Loom's KMeansLayer solves this with soft assignments: instead of picking one cluster, we compute a probability distribution over all clusters. Closer clusters get higher probabilities.

Text

Traditional K-Means (Hard):                Loom KMeans (Soft):

    Input: [0.5, 0.3]                         Input: [0.5, 0.3]
           │                                         │
           ▼                                         ▼
    ┌──────────────┐                          ┌──────────────┐
    │  Distance to │                          │  Distance to │
    │  each center │                          │  each center │
    └──────────────┘                          └──────────────┘
           │                                         │
           ▼                                         ▼
    Cluster 0: 0.2                            Cluster 0: 0.2
    Cluster 1: 0.8  ← closest                 Cluster 1: 0.8
    Cluster 2: 0.5                            Cluster 2: 0.5
           │                                         │
           ▼                                         ▼
    Output: [0, 1, 0]                         Output: [0.45, 0.10, 0.45]
    (one-hot, not differentiable)             (soft probabilities, differentiable!)

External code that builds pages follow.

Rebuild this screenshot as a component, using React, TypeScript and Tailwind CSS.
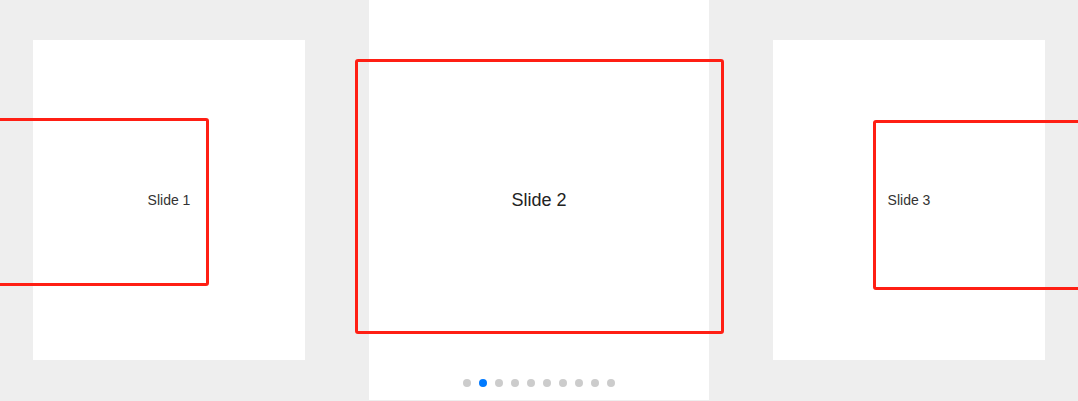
const bullets = Array.from({ length: 10 }, (_, i) => i);

function Slide({
  label,
  active,
  frame,
}: {
  label: string;
  active?: boolean;
  frame: string;
}) {
  return (
    <div
      className={
        active
          ? 'relative flex h-[400px] w-[340px] shrink-0 items-center justify-center bg-white text-[18px] text-[#222]'
          : 'relative flex h-[320px] w-[272px] shrink-0 items-center justify-center bg-white text-[14px] text-[#333]'
      }
    >
      <span className="relative z-10">{label}</span>
      <div className={`pointer-events-none absolute rounded-[3px] border-[3px] border-[#ff1f14] ${frame}`} />
    </div>
  );
}

export default function App() {
  return (
    <div
      className="relative h-[401px] w-full overflow-hidden bg-[#eeeeee]"
      style={{ fontFamily: '"Liberation Sans", Arial, sans-serif' }}
    >
      <div className="flex h-[400px] items-center justify-center gap-16">
        <Slide label="Slide 1" frame="left-[-80px] top-[78px] h-[168px] w-[256px]" />
        <Slide label="Slide 2" active frame="left-[-14px] top-[59px] h-[275px] w-[369px]" />
        <Slide label="Slide 3" frame="left-[100px] top-[80px] h-[170px] w-[260px]" />
      </div>
      <div className="absolute bottom-[14px] left-0 right-0 flex justify-center gap-2">
        {bullets.map((i) => (
          <span
            key={i}
            className={i === 1 ? 'h-2 w-2 rounded-full bg-[#007aff]' : 'h-2 w-2 rounded-full bg-[#cccccc]'}
          />
        ))}
      </div>
    </div>
  );
}
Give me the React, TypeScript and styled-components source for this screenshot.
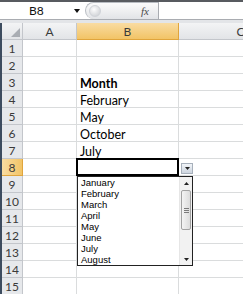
import React, {FC} from 'react';
import styled, {createGlobalStyle} from 'styled-components';

const GlobalStyle = createGlobalStyle`
  html, body {
    margin: 0;
    padding: 0;
    background: #fff;
  }
  body {
    width: 243px;
    height: 294px;
    overflow: hidden;
    font-family: Lato, 'Liberation Sans', sans-serif;
  }
`;

const Window = styled.div`
  display: flex;
  flex-direction: column;
  width: 243px;
  height: 294px;
  overflow: hidden;
  background: #fff;
`;

const FormulaBar = styled.div`
  display: flex;
  align-items: stretch;
  height: 17px;
  border-top: 2px solid #585b60;
  border-bottom: 1px solid #a9acb1;
  background: #fff;
`;

const NameBox = styled.div`
  position: relative;
  width: 83px;
  flex: none;
  display: flex;
  align-items: center;
  padding-left: 29px;
  box-sizing: border-box;
  font-size: 12px;
  color: #111;
`;

const NameArrow = styled.svg`
  position: absolute;
  right: 3px;
  top: 7px;
`;

const FxPill = styled.div`
  width: 73px;
  flex: none;
  margin-left: 2px;
  box-sizing: border-box;
  display: flex;
  align-items: center;
  justify-content: space-between;
  padding: 0 9px 0 3px;
  border: 1px solid #b8bcc2;
  border-right: none;
  border-bottom: none;
  border-radius: 9px 0 0 9px;
  background: linear-gradient(#fbfbfb, #e2e4e7);
`;

const PillKnob = styled.span`
  width: 10px;
  height: 10px;
  border-radius: 50%;
  background: radial-gradient(circle at 40% 35%, #fdfdfd, #c6c9ce);
  border: 1px solid #d0d3d8;
`;

const Fx = styled.span`
  font-family: 'Liberation Serif', serif;
  font-style: italic;
  font-size: 11px;
  color: #4a4a4a;
`;

const FormulaInput = styled.div`
  flex: 1;
  border-left: 1px solid #a9acb1;
  background: #fff;
`;

const Gap = styled.div`
  height: 3px;
  background: #e3e5e8;
`;

const Sheet = styled.div`
  position: relative;
  flex: 1;
  display: grid;
  grid-template-columns: 21px 54px 102px 124px;
  grid-auto-rows: 17px;
  border-left: 2px solid #3d4c5f;
  overflow: hidden;
`;

const HeaderCell = styled.div<{$active?: boolean}>`
  box-sizing: border-box;
  display: flex;
  align-items: center;
  justify-content: center;
  font-size: 12px;
  color: #3a3a3a;
  border-right: 1px solid ${(p) => (p.$active ? '#e0a53c' : '#c3c6cb')};
  border-bottom: 1px solid ${(p) => (p.$active ? '#e0a53c' : '#c3c6cb')};
  background: ${(p) =>
    p.$active
      ? 'linear-gradient(#f9dca2, #f2c466)'
      : 'linear-gradient(#f3f4f5, #e2e4e7)'};
`;

const Corner = styled(HeaderCell)`
  position: relative;
`;

const CornerTriangle = styled.svg`
  position: absolute;
  right: 2px;
  bottom: 2px;
`;

const RowHeader = styled(HeaderCell)`
  padding-top: 1px;
  background: ${(p) =>
    p.$active ? 'linear-gradient(90deg, #f9dca2, #f2c466)' : '#e6e8eb'};
`;

const Cell = styled.div<{$bold?: boolean}>`
  box-sizing: border-box;
  display: flex;
  align-items: center;
  padding: 2px 0 0 3px;
  font-size: 12.5px;
  font-weight: ${(p) => (p.$bold ? 700 : 400)};
  color: #000;
  white-space: nowrap;
  border-right: 1px solid #dadcdd;
  border-bottom: 1px solid #dadcdd;
`;

const Selection = styled.div`
  position: absolute;
  left: 74px;
  top: 135px;
  width: 103px;
  height: 18px;
  box-sizing: border-box;
  border: 2px solid #000;
`;

const DropButton = styled.div`
  position: absolute;
  left: 179px;
  top: 140px;
  width: 12px;
  height: 11px;
  box-sizing: border-box;
  display: flex;
  align-items: center;
  justify-content: center;
  border: 1px solid #a7b0bb;
  background: linear-gradient(#f1f4f8, #cdd5df);
`;

const ListBox = styled.div`
  position: absolute;
  left: 75px;
  top: 153px;
  width: 116px;
  height: 90px;
  box-sizing: border-box;
  display: flex;
  border: 1px solid #222;
  background: #fff;
`;

const Items = styled.ul`
  flex: 1;
  margin: 0;
  padding: 0 0 0 3px;
  list-style: none;
  overflow: hidden;
`;

const Item = styled.li`
  height: 11px;
  line-height: 11px;
  font-family: 'Liberation Sans', sans-serif;
  font-size: 9.5px;
  color: #000;
`;

const Scrollbar = styled.div`
  width: 12px;
  display: flex;
  flex-direction: column;
  background: #f2f2f2;
  border-left: 1px solid #e6e6e6;
`;

const ScrollArrow = styled.div`
  height: 12px;
  display: flex;
  align-items: center;
  justify-content: center;
`;

const Track = styled.div`
  flex: 1;
  padding-top: 1px;
`;

const Thumb = styled.div`
  margin: 0 1px;
  height: 40px;
  box-sizing: border-box;
  display: flex;
  flex-direction: column;
  align-items: center;
  justify-content: center;
  gap: 1px;
  border: 1px solid #a2a2a2;
  border-radius: 2px;
  background: linear-gradient(90deg, #f4f4f4, #dcdcdc);
`;

const Grip = styled.span`
  width: 5px;
  height: 1px;
  background: #7a7a7a;
`;

const Triangle: FC<{up?: boolean}> = ({up}) => (
  <svg width="5" height="3" viewBox="0 0 5 3">
    <polygon points={up ? '0,3 5,3 2.5,0' : '0,0 5,0 2.5,3'} fill="#222" />
  </svg>
);

const columns = ['A', 'B', 'C'];
const values: Record<number, string> = {
  3: 'Month',
  4: 'February',
  5: 'May',
  6: 'October',
  7: 'July',
};
const months = [
  'January',
  'February',
  'March',
  'April',
  'May',
  'June',
  'July',
  'August',
];
const rows = Array.from({length: 15}, (_, i) => i + 1);

const App: FC = () => {
  return (
    <Window>
      <GlobalStyle />
      <FormulaBar>
        <NameBox>
          B8
          <NameArrow width="6" height="4" viewBox="0 0 6 4">
            <polygon points="0,0 6,0 3,4" fill="#111" />
          </NameArrow>
        </NameBox>
        <FxPill>
          <PillKnob />
          <Fx>fx</Fx>
        </FxPill>
        <FormulaInput />
      </FormulaBar>
      <Gap />
      <Sheet>
        <Corner>
          <CornerTriangle width="9" height="9" viewBox="0 0 9 9">
            <polygon points="9,0 9,9 0,9" fill="#a9adb3" />
          </CornerTriangle>
        </Corner>
        {columns.map((c) => (
          <HeaderCell key={c} $active={c === 'B'}>
            {c}
          </HeaderCell>
        ))}
        {rows.map((r) => (
          <React.Fragment key={r}>
            <RowHeader $active={r === 8}>{r}</RowHeader>
            <Cell />
            <Cell $bold={r === 3}>{values[r]}</Cell>
            <Cell />
          </React.Fragment>
        ))}
        <Selection />
        <DropButton>
          <Triangle />
        </DropButton>
        <ListBox>
          <Items>
            {months.map((m) => (
              <Item key={m}>{m}</Item>
            ))}
          </Items>
          <Scrollbar>
            <ScrollArrow>
              <Triangle up />
            </ScrollArrow>
            <Track>
              <Thumb>
                <Grip />
                <Grip />
                <Grip />
              </Thumb>
            </Track>
            <ScrollArrow>
              <Triangle />
            </ScrollArrow>
          </Scrollbar>
        </ListBox>
      </Sheet>
    </Window>
  );
};

export default App;
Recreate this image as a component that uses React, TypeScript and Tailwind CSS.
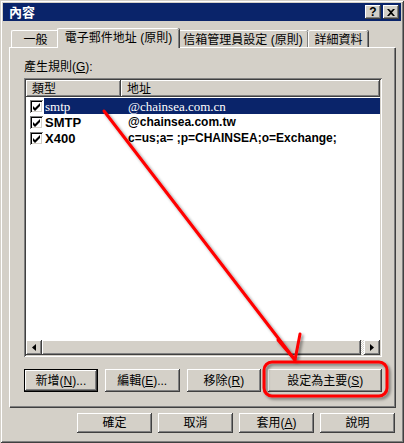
import React from "react";

const raised =
  "shadow-[inset_-1px_-1px_0_#404040,inset_1px_1px_0_#ffffff,inset_-2px_-2px_0_#808080,inset_2px_2px_0_#d4d0c8]";
const sunken =
  "shadow-[inset_1px_1px_0_#808080,inset_-1px_-1px_0_#ffffff,inset_2px_2px_0_#404040,inset_-2px_-2px_0_#d4d0c8]";

const cjk = "font-['Liberation_Sans','Noto_Sans_CJK_TC',sans-serif]";

function Btn({
  children,
  className = "",
  def = false,
}: {
  children: React.ReactNode;
  className?: string;
  def?: boolean;
}) {
  return (
    <div
      className={`flex items-center justify-center bg-[#d4d0c8] text-[12px] leading-none text-black ${
        def
          ? "border border-black shadow-[inset_-1px_-1px_0_#404040,inset_1px_1px_0_#ffffff,inset_-2px_-2px_0_#808080]"
          : raised
      } ${className}`}
    >
      {children}
    </div>
  );
}

function Check() {
  return (
    <div className="w-[13px] h-[13px] bg-white shrink-0 shadow-[inset_1px_1px_0_#808080,inset_-1px_-1px_0_#ffffff,inset_2px_2px_0_#000000,inset_-2px_-2px_0_#d4d0c8]">
      <svg width="13" height="13" viewBox="0 0 13 13">
        <path d="M3 6 L5 8 L10 3 L10 6 L5 11 L3 9 Z" fill="#000" />
      </svg>
    </div>
  );
}

function Tab({
  label,
  w,
  active = false,
}: {
  label: string;
  w: string;
  active?: boolean;
}) {
  return (
    <div
      className={`${w} relative flex items-center justify-center bg-[#d4d0c8] text-[12px] leading-none rounded-t-[2px] border-l border-t border-white shadow-[inset_-1px_0_0_#808080,1px_0_0_#404040] whitespace-nowrap ${
        active ? "h-[20px] -mx-[2px] z-10 -mb-[1px] pb-[1px]" : "h-[17px] pt-[2px]"
      }`}
    >
      {label}
    </div>
  );
}

export default function App() {
  return (
    <div
      className={`relative w-[404px] h-[443px] bg-[#d4d0c8] p-[3px] flex flex-col overflow-hidden ${cjk} shadow-[inset_1px_1px_0_#d4d0c8,inset_-1px_-1px_0_#404040,inset_2px_2px_0_#ffffff,inset_-2px_-2px_0_#808080]`}
    >
      {/* Title bar */}
      <div className="h-[18px] bg-[#0a246a] flex items-center pl-[6px] pr-[2px]">
        <span className="text-white font-bold text-[13px] leading-none">內容</span>
        <div className="ml-auto flex gap-[2px]">
          <div className={`w-[16px] h-[14px] bg-[#d4d0c8] ${raised} flex items-center justify-center`}>
            <span className="font-['Liberation_Sans',sans-serif] font-bold text-[12px] leading-none text-black">?</span>
          </div>
          <div className={`w-[16px] h-[14px] bg-[#d4d0c8] ${raised} flex items-center justify-center`}>
            <svg width="8" height="7" viewBox="0 0 8 7">
              <path d="M0 0 H2 L4 2 L6 0 H8 L5 3.5 L8 7 H6 L4 5 L2 7 H0 L3 3.5 Z" fill="#000" />
            </svg>
          </div>
        </div>
      </div>

      {/* Tabs + panel */}
      <div className="mt-[7px] mx-[6px] flex flex-col">
        <div className="h-[19px] flex items-end pl-[2px]">
          <Tab label="一般" w="w-[48px]" />
          <Tab label="電子郵件地址 (原則)" w="w-[122px]" active />
          <Tab label="信箱管理員設定 (原則)" w="w-[131px]" />
          <Tab label="詳細資料" w="w-[60px]" />
        </div>
        <div className="h-[360px] bg-[#d4d0c8] border-l border-t border-white shadow-[inset_-1px_-1px_0_#808080,1px_1px_0_#404040] pl-[14px] pr-[13px] pt-[11px] flex flex-col">
          <div className="text-[12px] leading-[16px] h-[16px]">
            產生規則(<u>G</u>):
          </div>
          <div className={`mt-[3px] h-[279px] bg-white ${sunken} p-[2px] flex flex-col`}>
            {/* header */}
            <div className="flex h-[17px] shrink-0 text-[12px] leading-none">
              <div className={`w-[95px] ${raised} bg-[#d4d0c8] flex items-center pl-[6px]`}>類型</div>
              <div className={`flex-1 ${raised} bg-[#d4d0c8] flex items-center pl-[6px]`}>地址</div>
            </div>
            <div className="flex flex-col pt-[1px] flex-1">
              <div className="h-[16px] flex items-center">
                <div className="w-[18px] pl-[4px] shrink-0"><Check /></div>
                <div className="flex-1 h-full bg-[#0a246a] text-white flex items-center font-['Liberation_Serif',serif] text-[13px] leading-none">
                  <span className="w-[84px] pl-[1px]">smtp</span>
                  <span>@chainsea.com.cn</span>
                </div>
              </div>
              <div className="h-[16px] flex items-center font-['Liberation_Sans',sans-serif] font-bold text-[13px] leading-none">
                <div className="w-[18px] pl-[4px] shrink-0"><Check /></div>
                <span className="w-[84px] pl-[1px]">SMTP</span>
                <span className="text-[12px]">@chainsea.com.tw</span>
              </div>
              <div className="h-[16px] flex items-center font-['Liberation_Sans',sans-serif] font-bold text-[13px] leading-none">
                <div className="w-[18px] pl-[4px] shrink-0"><Check /></div>
                <span className="w-[84px] pl-[1px]">X400</span>
                <span className="text-[12px]">c=us;a= ;p=CHAINSEA;o=Exchange;</span>
              </div>
            </div>
            {/* scrollbar */}
            <div className="h-[15px] shrink-0 flex bg-[#d4d0c8]">
              <div className={`w-[16px] ${raised} bg-[#d4d0c8] flex items-center justify-center`}>
                <svg width="4" height="7" viewBox="0 0 4 7"><path d="M4 0 V7 L0 3.5 Z" fill="#000" /></svg>
              </div>
              <div className={`flex-1 ${raised} bg-[#d4d0c8]`} />
              <div className="w-[3px] bg-[repeating-conic-gradient(#ffffff_0_25%,#d4d0c8_0_50%)] bg-[length:2px_2px]" />
              <div className={`w-[16px] ${raised} bg-[#d4d0c8] flex items-center justify-center`}>
                <svg width="4" height="7" viewBox="0 0 4 7"><path d="M0 0 V7 L4 3.5 Z" fill="#000" /></svg>
              </div>
            </div>
          </div>
          <div className="mt-[12px] flex gap-[7px] h-[23px]">
            <Btn def className="w-[74px]">新增(<u>N</u>)...</Btn>
            <Btn className="w-[75px]">編輯(<u>E</u>)...</Btn>
            <Btn className="w-[75px]">移除(<u>R</u>)</Btn>
            <Btn className="w-[114px]">設定為主要(<u>S</u>)</Btn>
          </div>
        </div>
      </div>

      {/* Bottom buttons */}
      <div className="mt-[6px] flex justify-end gap-[6px] pr-[6px] h-[20px]">
        <Btn className="w-[75px]">確定</Btn>
        <Btn className="w-[75px]">取消</Btn>
        <Btn className="w-[75px]">套用(<u>A</u>)</Btn>
        <Btn className="w-[75px]">說明</Btn>
      </div>

      {/* Red annotation overlay */}
      <svg className="absolute left-0 top-0 pointer-events-none" width="404" height="443" viewBox="0 0 404 443">
        <defs>
          <filter id="sh" x="-20%" y="-20%" width="140%" height="140%">
            <feDropShadow dx="2" dy="2" stdDeviation="1.5" floodColor="#000" floodOpacity="0.45" />
          </filter>
        </defs>
        <g filter="url(#sh)" stroke="#ff0000" fill="none" strokeLinecap="round" strokeLinejoin="round">
          <path d="M104 111 L295 360" strokeWidth="3" />
          <path d="M278 340 L295 360 L300 334" strokeWidth="3" />
          <rect x="264" y="362" width="123" height="34" rx="8" strokeWidth="3" />
        </g>
      </svg>
    </div>
  );
}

Architecture: How It Actually Works

The KMeansLayer has two main components:

Sub-Network: Any neural network layer (Dense, Conv, RNN, etc.) that transforms raw input into features
Cluster Centers: Learnable vectors that represent "prototype" points in feature space

Text

                              KMeansLayer
    ┌─────────────────────────────────────────────────────────────────────┐
    │                                                                     │
    │   ┌─────────────────────────────────────────────────────────────┐   │
    │   │                     Sub-Network                             │   │
    │   │  ┌─────────┐   ┌─────────┐   ┌─────────┐                   │   │
    │   │  │ Dense   │──▶│ ReLU    │──▶│ Dense   │──▶ Features       │   │
    │   │  │ 64→32   │   │         │   │ 32→16   │    [16 dims]      │   │
    │   │  └─────────┘   └─────────┘   └─────────┘                   │   │
    │   └────────────────────────────────────────────────┬────────────┘   │
    │                                                    │                │
    │                                                    ▼                │
    │   ┌────────────────────────────────────────────────────────────┐    │
    │   │                   Distance Computation                     │    │
    │   │                                                            │    │
    │   │  Features ──────┬─────────┬─────────┬─────────┐            │    │
    │   │      [16]       │         │         │         │            │    │
    │   │                 ▼         ▼         ▼         ▼            │    │
    │   │           ┌────────┐ ┌────────┐ ┌────────┐ ┌────────┐      │    │
    │   │           │Center 0│ │Center 1│ │Center 2│ │Center 3│      │    │
    │   │           │  [16]  │ │  [16]  │ │  [16]  │ │  [16]  │      │    │
    │   │           └───┬────┘ └───┬────┘ └───┬────┘ └───┬────┘      │    │
    │   │               │          │          │          │           │    │
    │   │          dist=0.2   dist=0.8   dist=0.3   dist=0.5        │    │
    │   │               │          │          │          │           │    │
    │   └───────────────┼──────────┼──────────┼──────────┼───────────┘    │
    │                   │          │          │          │                │
    │                   ▼          ▼          ▼          ▼                │
    │              ┌───────────────────────────────────────────┐          │
    │              │           Softmax(-d² / 2τ²)              │          │
    │              │                                           │          │
    │              │   Small distance → High probability       │          │
    │              │   Large distance → Low probability        │          │
    │              └─────────────────────┬─────────────────────┘          │
    │                                    │                                │
    │                                    ▼                                │
    │                         Output: [0.45, 0.05, 0.35, 0.15]            │
    │                         (cluster assignment probabilities)          │
    │                                                                     │
    └─────────────────────────────────────────────────────────────────────┘

The Math Behind Soft Assignment

For each cluster center $c_k$, we compute:

Step 1: Squared Euclidean Distance

Text

d²_k = Σ(feature_i - center_k_i)²

Step 2: Convert to Similarity (Gaussian Kernel)

Text

logit_k = -d²_k / (2 × τ²)

Where τ (tau) is the temperature parameter.
Negative distance because closer = higher similarity.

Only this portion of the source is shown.